“They have him, they’ll have us. Not talking him down, but these people were Mars before they were this. Ask anyone in the OPA from the old days. Martian interrogation, it’s a question of how long until the break. Never if. Better that he’d died.”

“We can move,” Bobbie said. “Do you have any holes that Holden didn’t know about?”

“Few,” Saba said, reluctantly. “But fewer now. My people are moving now. Still room for you and yours, but there won’t be. Not for long. And …”

He shook his head.

“And what,” Bobbie said. “If there’s something more, I need to know.”
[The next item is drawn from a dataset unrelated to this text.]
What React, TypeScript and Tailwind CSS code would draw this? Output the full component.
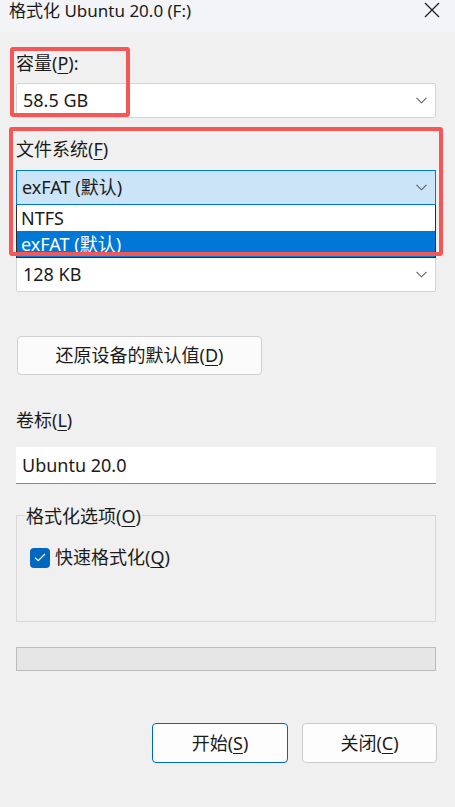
import React from 'react';

const font = { fontFamily: '"Noto Sans", "Noto Sans CJK SC", sans-serif' };

function Chevron() {
  return (
    <svg width="11" height="7" viewBox="0 0 11 7" fill="none">
      <path d="M0.5 0.8 L5.5 5.8 L10.5 0.8" stroke="#5f5f5f" strokeWidth="1.1" />
    </svg>
  );
}

function U({ children }: { children: React.ReactNode }) {
  return <span className="underline underline-offset-[3px] decoration-[1px]">{children}</span>;
}

export default function App() {
  return (
    <div
      className="relative w-[455px] h-[807px] overflow-hidden bg-[#f0f0f0] text-[18px] text-[#1b1b1b]"
      style={font}
    >
      {/* title bar */}
      <div className="h-[32px] bg-[#f3f4f8] flex items-start justify-between pl-[9px] pr-[15px]">
        <span className="leading-[22px] text-[17px]">格式化 Ubuntu 20.0 (F:)</span>
        <svg width="16" height="16" viewBox="0 0 16 16" className="mt-[2px]">
          <path d="M1 1 L15 15 M15 1 L1 15" stroke="#1f1f1f" strokeWidth="1.3" />
        </svg>
      </div>

      <div className="flex flex-col pl-4 w-[436px]">
        {/* capacity */}
        <div className="mt-[19px] h-6 flex items-center">
          容量(<U>P</U>):
        </div>
        <div className="mt-2 h-[35px] bg-white border border-[#d4d4d4] rounded-[2px] flex items-center justify-between pl-[6px] pr-[8px]">
          <span>58.5 GB</span>
          <Chevron />
        </div>

        {/* file system */}
        <div className="mt-[19px] h-6 flex items-center">
          文件系统(<U>F</U>)
        </div>
        <div className="mt-[9px] h-[35px] bg-[#cce4f7] border border-[#0078d4] flex items-center justify-between pl-[5px] pr-[8px]">
          <span>exFAT (默认)</span>
          <Chevron />
        </div>
        <div className="relative h-[52px]">
          <div className="absolute left-0 right-0 top-0 z-10 bg-white border-x border-b border-[#2a2a2a] flex flex-col">
            <div className="h-[26px] flex items-center pl-[4px] leading-none">NTFS</div>
            <div className="h-[26px] flex items-center pl-[4px] leading-none bg-[#0078d7] text-white">exFAT (默认)</div>
          </div>
        </div>

        {/* allocation unit */}
        <div className="h-[35px] bg-white border border-[#d4d4d4] rounded-[2px] flex items-center justify-between pl-[6px] pr-[8px]">
          <span>128 KB</span>
          <Chevron />
        </div>

        {/* restore defaults */}
        <button className="mt-[44px] ml-[1px] h-[39px] w-[245px] bg-[#fbfbfb] border border-[#d0d0d0] rounded-[4px] flex items-center justify-center">
          还原设备的默认值(<U>D</U>)
        </button>

        {/* volume label */}
        <div className="mt-[33px] h-6 flex items-center">
          卷标(<U>L</U>)
        </div>
        <div className="mt-[15px] h-[37px] bg-white border-b border-[#8a8a8a] flex items-center pl-[6px]">
          Ubuntu 20.0
        </div>

        {/* format options */}
        <div className="relative mt-[31px] h-[107px] border border-[#d9d9d9]">
          <div className="absolute left-[8px] top-[-12px] px-[1px] bg-[#f0f0f0] leading-6">
            格式化选项(<U>O</U>)
          </div>
          <div className="mt-[28px] ml-[13px] flex items-center gap-[5px]">
            <div className="w-5 h-5 rounded-[4px] bg-[#0067c0] flex items-center justify-center">
              <svg width="12" height="9" viewBox="0 0 12 9" fill="none">
                <path d="M1 4.6 L4.2 7.6 L11 1" stroke="white" strokeWidth="1.2" />
              </svg>
            </div>
            <span>快速格式化(<U>Q</U>)</span>
          </div>
        </div>

        {/* progress */}
        <div className="mt-[25px] h-[24px] bg-[#e6e6e6] border border-[#bcbcbc]" />

        {/* actions */}
        <div className="mt-[52px] flex justify-end gap-[14px] mr-[-1px]">
          <button className="h-[40px] w-[136px] bg-[#fdfdfd] border border-[#0067c0] rounded-[4px] flex items-center justify-center">
            开始(<U>S</U>)
          </button>
          <button className="h-[40px] w-[135px] bg-[#fdfdfd] border border-[#cccccc] rounded-[4px] flex items-center justify-center">
            关闭(<U>C</U>)
          </button>
        </div>
      </div>

      {/* red annotation boxes */}
      <div className="absolute left-[10px] top-[47px] w-[120px] h-[70px] border-4 border-[#f55656] rounded-[3px] pointer-events-none z-20" />
      <div className="absolute left-[9px] top-[127px] w-[434px] h-[129px] border-4 border-[#f55656] rounded-[3px] pointer-events-none z-20" />
    </div>
  );
}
Saba shrugged and nodded at the screen. “When it comes, if it comes, the one system we can’t go to? Sol. Anyplace else, I can try for. Anyplace else, I can go. But no matter where it is, she won’t be there. Wasn’t so bad when the repeater still was, but with it gone, it feels …”

A tear tracked down Saba’s brown cheek. Bobbie looked away.

It was so easy to forget all the others. Not just Saba, but all of them. The crews of all the ships trapped in the dock beside the Roci. The children in Medina’s schoolrooms, the medical staff in the clinics. The artists playing music live outside the cafés out of love of doing it. Medina Station had been the nearest thing to a void city before the void cities were built. It was a home for a generation of people, and every one of them was carrying something now that made their days harder. She thought of the prisoners in the public jail, the angry man who’d come to watch them. Who had he lost back on Sol? What was keeping him awake in the nights?

There were so many families, so many crews, parents and children, lovers and friends, whose lives had been changed past recognition since Laconia gate had opened. It wasn’t just her and the Roci crew. It wasn’t just Saba. Everyone was dancing on this same landslide, and no one knew how to make it end well.

She wanted to say something comforting, but she couldn’t bring herself to lie. The best she could think of was to change the subject.

“When we get out,” she said. “Not if. When. We’re going to need a plan. If every ship just bolts off on its own, we’ll lose contact. They shouldn’t know where we went, but we should. At the very least, we should have a record of who went where. This every-man-for-himself-and-God-against-all shit’s romantic, but we have to plan for something past just this.”

Saba nodded. In the distance, voices and footsteps.

“Not just encrypted but in code,” Saba said. “Something where only we know what it means.”

“We?”

“Ou y mé,” Saba said. “Leaders of the underground, us. First among dissidents.”

Bobbie chuckled. “Well, there’s a fucking job title.”

The footsteps came faster now, and coming closer. Saba looked up like an animal smelling smoke. Fuck, Bobbie thought. Not something else. It’s too much already. We can’t carry something else.

The woman who appeared in Saba’s doorway was older, white hair pulled back in a tight braid. Her body was long and thin, her head a little too large for her shoulders. The classic build of someone who’d grown up without gravity to hold her down. She even had the split circle of the OPA tattooed on her arm. She should have looked ancient, but the brightness in her eyes belonged on a woman a third her age. She looked from Saba to Bobbie and back with something like triumph in her eyes.

“Maha?” Saba said. “Que?” And then to Bobbie, “Maha one of our best communications techs. Had her hands in the codes since before I was born, yeah?”

“And I know all their secrets,” she said in a weirdly accented voice. She held out a dumb terminal that wasn’t connected to Medina’s system. “The new decryption run turned over some stones. And look you what was squirming under one.”

Bobbie was closer. She took the handheld terminal and flipped through the file there. It was titled MEDINA STATION SUPPLEMENTARY SECURITY REVIEW AS REQUESTED BY GOVERNOR SANTIAGO SINGH. The file’s creator was listed as Major Lester Overstreet. She checked the file length and whistled.

“Que?” Saba said.

“This is way too long to just be an incident report,” Bobbie said. “It’s …”

The section headings were Materials, Procedures, Personnel, Protocols, Audit Summary, Recommendations. She recognized the style of paragraph marking from when she’d trained back on Olympus Mons. It looked like an MMC security report, but twice as long. Maybe three times. She shifted through one after another, her head starting to swim a little.

“I think … Saba, I think this is everything,” she said.